Nothing memorable came from the PCM monaural soundtrack of Lost in America. Speech was the best aspect of the track, as the lines appeared concise and fairly natural.

Effects had little to do in this chatty movie, but they showed acceptable accuracy. Though it didn’t burst out of the speakers, music offered reasonable range and clarity. This ended up as a decent but unmemorable soundtrack.

How did the Blu-ray compare to the DVD version? Audio showed a little more heft, and visuals seemed cleaner, tighter and smoother. Even with the source’s limitations, the Blu-ray offered a superior presentation.

In addition to the film’s trailer - which also appeared on the DVD – we get four new interviews. For the first, filmmaker Robert Weide chats with writer/director/actor Albert Brooks.

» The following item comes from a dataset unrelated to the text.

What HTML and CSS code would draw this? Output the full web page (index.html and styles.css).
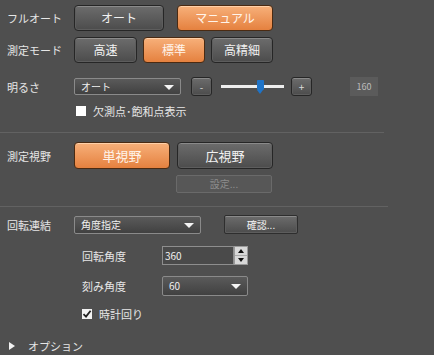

During this 30-minute, five-second piece, Brooks discusses the cinematic “Albert Brooks character”, his history in show business, and aspects of Lost in America. It’s too bad Brooks didn’t record as full commentary, but he compensates here with plenty of useful details.

Next comes an 11-minute, 14-second interview with actor Julie Hagerty. She chats about her experiences on Lost as well as other aspects of her career. Hagerty brings us a nice collection of memories in this engaging piece.

An interview with Albert Brooks’ long-time manager Herb Nanas goes for 11 minutes, 51 seconds. Nanas goes over his work as a manager, with an emphasis on his time with Brooks. This turns into another useful program.

Finally, we get a 14-minute, 33-second interview with filmmaker James L. Brooks. He tells us about his relationship with Brooks and their collaborations. Brooks throws out a mix of solid thoughts.

The set concludes with a 12-page booklet. It includes photos, credits and an essay from critic Scott Tobias. As usual, the booklet winds up the package well.

Nothing particularly profound comes from Lost in America, but it manages to entertain. Albert Brooks uses the film as a springboard for his talents and gives the movie a lot of comedic energy. The Blu-ray offers dated but pleasing picture and audio along with a decent array of supplements. America holds up well after more than 30 years.